Forecasting molecular dynamics energetics of polymers in solution from supervised machine learning

Chem Sci. 2022 May 24;13(23):7021-7033. doi: 10.1039/d2sc01216b. eCollection 2022 Jun 15.

Abstract

Machine learning techniques including neural networks are popular tools for chemical, physical and materials applications searching for viable alternative methods in the analysis of structure and energetics of systems ranging from crystals to biomolecules. Efforts are less abundant for prediction of kinetics and dynamics. Here we explore the ability of three well established recurrent neural network architectures for reproducing and forecasting the energetics of a liquid solution of ethyl acetate containing a macromolecular polymer-lipid aggregate at ambient conditions.

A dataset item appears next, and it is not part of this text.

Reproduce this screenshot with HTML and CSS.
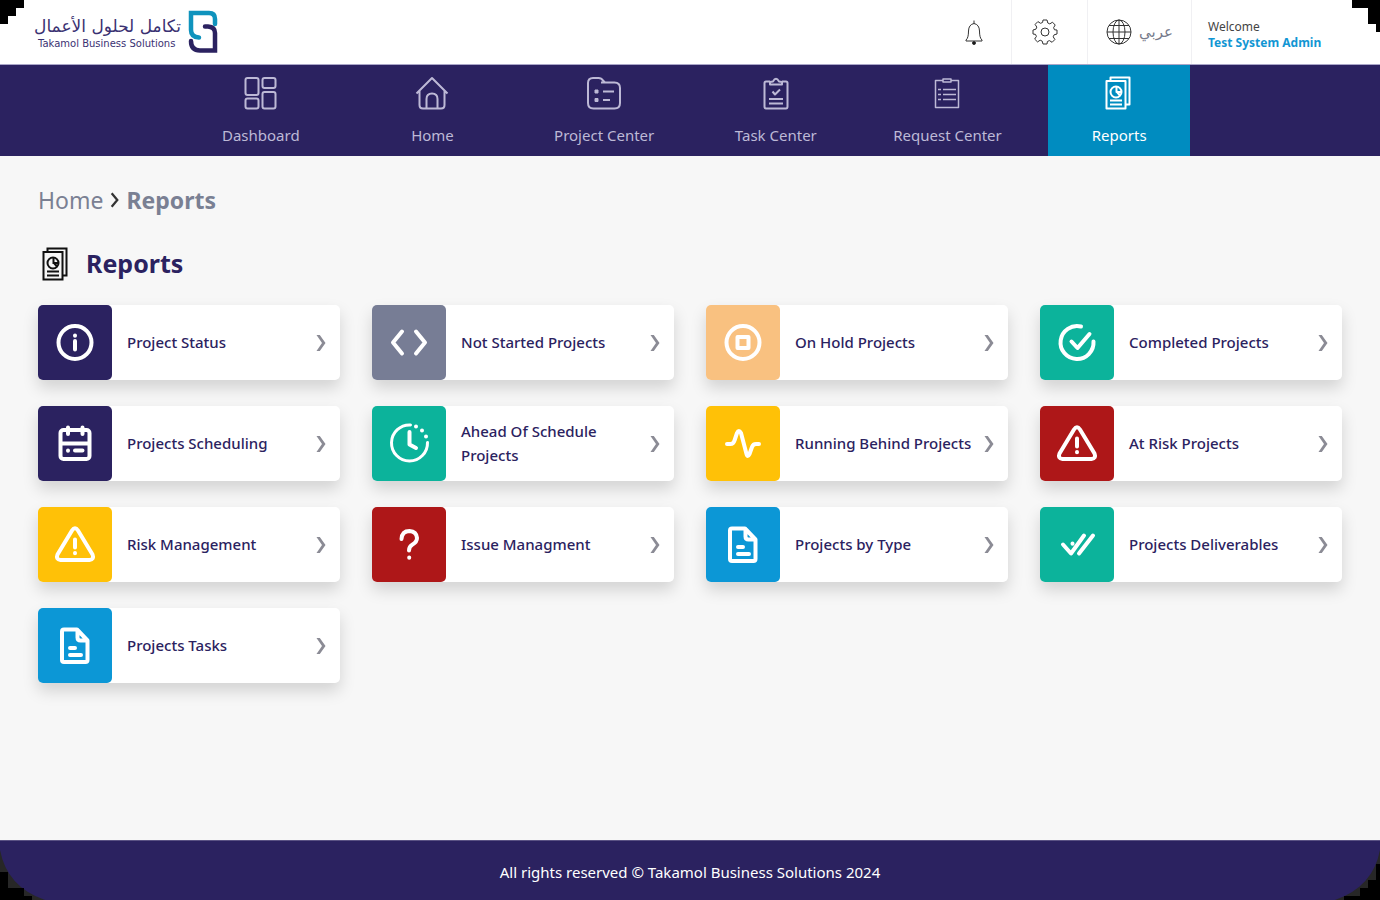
FILE: index.html
```html
<!DOCTYPE html>
<html lang="en">
<head>
<meta charset="utf-8">
<meta name="viewport" content="width=device-width, initial-scale=1">
<title>Reports</title>
<link rel="stylesheet" href="styles.css">
</head>
<body>
<svg class="sprite" aria-hidden="true">
  <symbol id="chevron" viewBox="0 0 10 18"><path d="M.5 1h3.300L9.500 9l-5.700 8H.5L6 9z" fill="#8b8b95"/></symbol>
  <symbol id="reports" viewBox="0 0 36 36" fill="none" stroke="currentColor"><path d="M9.500 5V2.500h19v27H25"/><path d="M5.500 6h19v27.500h-19z"/><circle cx="15" cy="17" r="5.500"/><path d="M15.500 11.500v5.500h5M16 17l3 3.500"/><path d="M9 25.500h12M9 29.500h12"/></symbol>
  <symbol id="warning" viewBox="0 0 44 44"><path d="M19 7.500q3-4.500 6 0l14.500 24q2 5-3 5.500h-29q-5-.5-3-5.500z"/><path d="M22 16.500v8M22 30v.2"/></symbol>
  <symbol id="file" viewBox="0 0 44 44"><path d="M11 5.500h13l10.500 11V36a2 2 0 0 1-2 2H11a2 2 0 0 1-2-2V7.500a2 2 0 0 1 2-2zM24.500 6v7.500q0 3 3 3H34M17 24h5M17 31h11"/></symbol>
</svg>

<header class="topbar">
  <a class="logo" href="#" aria-label="Takamol Business Solutions">
    <span class="logo-text"><span class="logo-ar" lang="ar" dir="rtl">تكامل لحلول الأعمال</span><span class="logo-en">Takamol Business Solutions</span></span>
    <svg class="logo-mark" viewBox="0 0 30 44" fill="none" stroke-width="4.500" stroke-linecap="round"><path d="M27 14V9q0-6-6-6H3v17q0 7 8 7.500" stroke="#0f93bd"/><path d="M3 31q0 9.500 9 9.500h15V23q0-6-7-6.500h-3" stroke="#2b2260"/></svg>
  </a>
  <div class="tools">
    <button class="tool tool-bell" aria-label="Notifications"><svg class="tool-icon" viewBox="0 0 26 26"><path d="M5 21q2.500-2 2.500-9 .2-6.500 5.500-7.500 5.300 1 5.500 7.500 0 7 2.500 9v1H5zM13 4.500v-3"/><circle cx="13" cy="24" r="1.500" fill="#111"/></svg></button>
    <button class="tool tool-gear" aria-label="Settings"><svg class="tool-icon" viewBox="0 0 26 26"><path d="M11 1h4l.8 3 2 .9 2.700-1.700 2.700 2.800-1.600 2.700.9 2.100L25 11v4l-2.900.8-.9 2 1.700 2.700-2.800 2.800-2.700-1.700-2 .9L15 25h-4l-.8-2.900-2-.9-2.700 1.700-2.800-2.800 1.700-2.700-.9-2L1 15v-4l2.900-.8.9-2.100-1.700-2.700 2.800-2.800 2.700 1.700 2-.9z"/><circle cx="13" cy="13" r="4"/></svg></button>
    <button class="tool tool-lang"><svg class="tool-icon" viewBox="0 0 26 26"><circle cx="13" cy="13" r="12"/><ellipse cx="13" cy="13" rx="6" ry="12"/><path d="M13 1v24M1 13h24M3 6.500h20M3 19.500h20"/></svg><span lang="ar" dir="rtl">عربي</span></button>
    <div class="user"><span>Welcome</span><a href="#">Test System Admin</a></div>
  </div>
</header>

<nav class="nav">
  <div class="nav-list">
    <a class="nav-item" href="#"><svg class="nav-icon" viewBox="0 0 36 36"><rect x="2.500" y="3" width="13" height="17" rx="2"/><rect x="19.500" y="3" width="13" height="10" rx="2"/><rect x="2.500" y="23.500" width="13" height="10" rx="2"/><rect x="19.500" y="17" width="13" height="16.500" rx="2"/></svg>Dashboard</a>
    <a class="nav-item" href="#"><svg class="nav-icon" viewBox="0 0 36 36"><path d="M2.500 18.500L18 3l15.500 15.500M5.500 16v14q0 3.500 3.500 3.500h18q3.500 0 3.500-3.500V16M12.500 33V24q0-5.500 5.500-5.500t5.500 5.500v9"/></svg>Home</a>
    <a class="nav-item" href="#"><svg class="nav-icon" viewBox="0 0 36 36"><path d="M2 8q0-5 5-5h5.500q3 0 4.500 2.500l2 2h9.500q5.500 0 5.500 5.500v15q0 5.500-5.500 5.500H7.500Q2 33.500 2 28zM15 7.500h4M17 16.500h11M17 25h7"/><path d="M9 15h3v3H9zM9 23.500h3v3H9z" fill="currentColor" stroke-width="1"/></svg>Project Center</a>
    <a class="nav-item" href="#"><svg class="nav-icon" viewBox="0 0 36 36"><path d="M12 6.500H8q-1.500 0-1.500 1.500v23.500q0 2 1.500 2h20q1.500 0 1.500-2V8q0-1.500-1.500-1.500h-4M12 9.500V7l3-.5q3-5.500 6 0l3 .5v2.500zM14.500 16.500l2.500 3 5-5M11 24h14M11 28.500h14"/></svg>Task Center</a>
    <a class="nav-item" href="#"><svg class="nav-icon nav-icon-thin" viewBox="0 0 36 36"><path d="M14 5.500H6.500v27h23v-27H22M14 4h8v3h-8zM14 14.500h13M14 19.500h13M14 24.500h13M9 14.500h3M9 19.500h3M9 24.500h3"/></svg>Request Center</a>
    <a class="nav-item active" href="#" aria-current="page"><svg class="nav-icon"><use href="#reports"/></svg>Reports</a>
  </div>
</nav>

<main class="content">
  <div class="crumbs"><a href="#">Home</a><svg class="crumb-sep" viewBox="0 0 8 14"><path d="M1.500 1L6.500 7l-5 6"/></svg><strong>Reports</strong></div>
  <h1 class="title"><svg class="title-icon"><use href="#reports"/></svg><span>Reports</span></h1>
  <div class="cards">
    <a class="card" href="#"><span class="tile navy"><svg class="tile-icon" viewBox="0 0 44 44"><circle cx="22" cy="21.500" r="16.500"/><path d="M22 20v8.500M22 14.500v.2"/></svg></span><span class="label">Project Status</span><svg class="arrow"><use href="#chevron"/></svg></a>
    <a class="card" href="#"><span class="tile gray"><svg class="tile-icon" viewBox="0 0 44 44"><path d="M15 10.500l-9 11 9 11M29 10.500l9 11-9 11"/></svg></span><span class="label">Not Started Projects</span><svg class="arrow"><use href="#chevron"/></svg></a>
    <a class="card" href="#"><span class="tile peach"><svg class="tile-icon" viewBox="0 0 44 44"><circle cx="22" cy="21.500" r="16.500"/><path d="M16.500 16h11v11h-11z"/></svg></span><span class="label">On Hold Projects</span><svg class="arrow"><use href="#chevron"/></svg></a>
    <a class="card" href="#"><span class="tile green"><svg class="tile-icon" viewBox="0 0 44 44"><path d="M26 5.500a16.500 16.500 0 1 0 12.500 15M16.500 20.500l6 6.500L34.500 13"/></svg></span><span class="label">Completed Projects</span><svg class="arrow"><use href="#chevron"/></svg></a>
    <a class="card" href="#"><span class="tile navy"><svg class="tile-icon" viewBox="0 0 44 44"><rect x="7.500" y="8" width="29" height="29" rx="3"/><path d="M8 21.500h28M15 5.500V12M29.500 5.500V12M15 28.500v.2M22 28.500h7.500"/></svg></span><span class="label">Projects Scheduling</span><svg class="arrow"><use href="#chevron"/></svg></a>
    <a class="card" href="#"><span class="tile green"><svg class="tile-icon" viewBox="0 0 44 44"><path stroke-width="3" d="M23.500 3a18 18 0 1 0 17 17.500"/><path d="M22.500 10v12.500l6.500 3.500"/><path d="M29 4.500v.1M35 8.500v.1M39 14.500v.1"/></svg></span><span class="label">Ahead Of Schedule Projects</span><svg class="arrow"><use href="#chevron"/></svg></a>
    <a class="card" href="#"><span class="tile amber"><svg class="tile-icon" viewBox="0 0 44 44"><path d="M6 22h3.500q3 0 4-3.500l2.500-7.500q1.800-4 4 0l5.500 21q1 4 3 0l2.500-7q1-3 4-3H38"/></svg></span><span class="label">Running Behind Projects</span><svg class="arrow"><use href="#chevron"/></svg></a>
    <a class="card" href="#"><span class="tile red"><svg class="tile-icon"><use href="#warning"/></svg></span><span class="label">At Risk Projects</span><svg class="arrow"><use href="#chevron"/></svg></a>
    <a class="card" href="#"><span class="tile amber"><svg class="tile-icon"><use href="#warning"/></svg></span><span class="label">Risk Management</span><svg class="arrow"><use href="#chevron"/></svg></a>
    <a class="card" href="#"><span class="tile red"><svg class="tile-icon" viewBox="0 0 44 44"><path d="M14.500 16q.5-8 8-8 7 .5 7.500 7 0 4-4.500 6.500-3.500 2-3.500 6M22.200 34.500v.2"/></svg></span><span class="label">Issue Managment</span><svg class="arrow"><use href="#chevron"/></svg></a>
    <a class="card" href="#"><span class="tile blue"><svg class="tile-icon"><use href="#file"/></svg></span><span class="label">Projects by Type</span><svg class="arrow"><use href="#chevron"/></svg></a>
    <a class="card" href="#"><span class="tile green"><svg class="tile-icon" viewBox="0 0 44 44"><path d="M8 21.500l8 9L29 12.500M24 30.500L38 12.500M17.500 20.500v.2"/></svg></span><span class="label">Projects Deliverables</span><svg class="arrow"><use href="#chevron"/></svg></a>
    <a class="card" href="#"><span class="tile blue"><svg class="tile-icon"><use href="#file"/></svg></span><span class="label">Projects Tasks</span><svg class="arrow"><use href="#chevron"/></svg></a>
  </div>
</main>

<footer class="footer">All rights reserved © Takamol Business Solutions 2024</footer>

<svg class="corner top-left" viewBox="0 0 50 50"><path d="M0 0h24v8h-8v8H8v8H0z"/></svg>
<svg class="corner top-right" viewBox="0 0 50 50"><path d="M22 0h28v32h-4v-8h-8V8H22z"/></svg>
<svg class="corner bottom-left" viewBox="0 0 50 50"><path fill="#272727" d="M0 0Q7 37 45 50H0z"/><path d="M0 22h8v16h16v8h8v4H0z"/></svg>
<svg class="corner bottom-right" viewBox="0 0 50 50"><path fill="#272727" d="M50 0Q43 37 5 50h45z"/><path d="M50 14h-4v16h-8v8h-8v8H14v4h36z"/></svg>
</body>
</html>
```
FILE: styles.css
```css
* { box-sizing: border-box; }
body {
  margin: 0;
  min-height: 100vh;
  position: relative;
  display: flex;
  flex-direction: column;
  background: #f7f7f7;
  color: #2b2260;
  font-family: "Noto Sans", "Open Sans", sans-serif;
  font-size: 15px;
}
a { color: inherit; text-decoration: none; }
svg { display: block; flex: none; }
.sprite { position: absolute; width: 0; height: 0; }

.topbar {
  display: flex;
  justify-content: space-between;
  height: 65px;
  padding-left: 38px;
  background: #fff;
  border-bottom: 1px solid #aaa6c8;
}
.logo { display: flex; align-items: center; gap: 7px; }
.logo-text { display: flex; flex-direction: column; width: 143px; color: #3a3172; }
.logo-ar { font: 17px/24px "DejaVu Sans", sans-serif; white-space: nowrap; }
.logo-en { font: 10px/12px "DejaVu Sans", sans-serif; white-space: nowrap; }
.logo-mark { width: 30px; height: 44px; }
.tools { display: flex; }
.tool {
  display: flex;
  align-items: center;
  justify-content: center;
  gap: 7px;
  padding: 0;
  border: 0;
  border-right: 1px solid #f0f0f3;
  background: none;
  color: #777b8c;
  font: 15px "DejaVu Sans", sans-serif;
}
.tool-bell, .tool-gear { width: 76px; }
.tool-gear { padding-right: 9px; }
.tool-lang { width: 104px; }
.tool-icon { width: 26px; height: 26px; fill: none; stroke: #333; stroke-width: 1; }
.user {
  display: flex;
  flex-direction: column;
  justify-content: center;
  width: 188px;
  padding: 6px 0 0 16px;
  color: #444;
  font-size: 12px;
  line-height: 16px;
}
.user a { color: #1296d3; font-weight: 700; }

.nav { background: #2b2260; }
.nav-list {
  display: grid;
  grid-template-columns: repeat(6, 1fr);
  gap: 30px;
  max-width: 1000px;
  margin: 0 auto;
}
.nav-item {
  display: flex;
  flex-direction: column;
  align-items: center;
  gap: 13px;
  height: 91px;
  padding-top: 10px;
  color: #bdb9d6;
  line-height: 22px;
  white-space: nowrap;
}
.nav-item.active { background: #008cc0; color: #fff; }
.nav-icon { width: 36px; height: 36px; fill: none; stroke: currentColor; stroke-width: 2; stroke-linejoin: round; }
.nav-icon-thin { stroke-width: 1.5; }

.content { flex: 1; padding: 27px 38px 40px; }
.crumbs {
  display: flex;
  align-items: center;
  gap: 7px;
  color: #7a8093;
  font-size: 23px;
  line-height: 34px;
}
.crumb-sep { width: 9px; height: 16px; fill: none; stroke: #333; stroke-width: 2; }
.title {
  display: flex;
  align-items: center;
  gap: 12px;
  margin: 27px 0 21px;
  font-size: 25px;
  line-height: 38px;
  font-weight: 700;
}
.title span { padding-bottom: 2px; }
.title-icon { width: 36px; height: 36px; color: #111; stroke-width: 2; }
.cards { display: grid; grid-template-columns: repeat(4, 1fr); gap: 26px 32px; }
.card {
  display: flex;
  align-items: center;
  min-height: 75px;
  padding-right: 14px;
  border-radius: 5px;
  background: #fff;
  box-shadow: 0 8px 16px rgba(0, 0, 0, 0.15);
  font-weight: 500;
  line-height: 24px;
}
.tile {
  display: flex;
  align-items: center;
  justify-content: center;
  align-self: stretch;
  flex: none;
  width: 74px;
  border-radius: 5px;
}
.tile-icon { width: 44px; height: 44px; fill: none; stroke: #fff; stroke-width: 4; stroke-linecap: round; stroke-linejoin: round; }
.navy { background: #2b2260; }
.gray { background: #777d95; }
.peach { background: #f9c180; }
.green { background: #0cb39b; }
.amber { background: #ffc107; }
.red { background: #ae1718; }
.blue { background: #0c97d6; }
.label { flex: 1; padding: 0 0 2px 15px; }
.arrow { width: 10px; height: 18px; }

.footer {
  height: 60px;
  border-top: 1px solid #5a5284;
  background: #2b2260;
  color: #fff;
  line-height: 62px;
  text-align: center;
}

.corner { position: absolute; width: 50px; height: 50px; pointer-events: none; }
.top-left { top: 0; left: 0; }
.top-right { top: 0; right: 0; }
.bottom-left { bottom: 0; left: 0; }
.bottom-right { bottom: 0; right: 0; }
```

Data models from three recurrent neural networks, ERNN, LSTM and GRU, are trained and tested on half million points time series of the macromolecular aggregate potential energy and its interaction energy with the solvent obtained from molecular dynamics simulations. Our exhaustive analyses convey that the recurrent neural network architectures investigated generate data models that reproduce excellently the time series although their capability of yielding short or long term energetics forecasts with expected statistical distributions of the time points is limited. We propose an in silico protocol by extracting time patterns of the original series and utilizing these patterns to create an ensemble of artificial network models trained on an ensemble of time series seeded by the additional time patters. The energetics forecast improve, predicting a band of forecasted time series with a spread of values consistent with the molecular dynamics energy fluctuations span. Although the distribution of points from the band of energy forecasts is not optimal, the proposed in silico protocol provides useful estimates of the solvated macromolecular aggregate fate. Given the growing application of artificial networks in materials design, the data-based protocol presented here expands the realm of science areas where supervised machine learning serves as a decision making tool aiding the simulation practitioner to assess when long simulations are worth to be continued.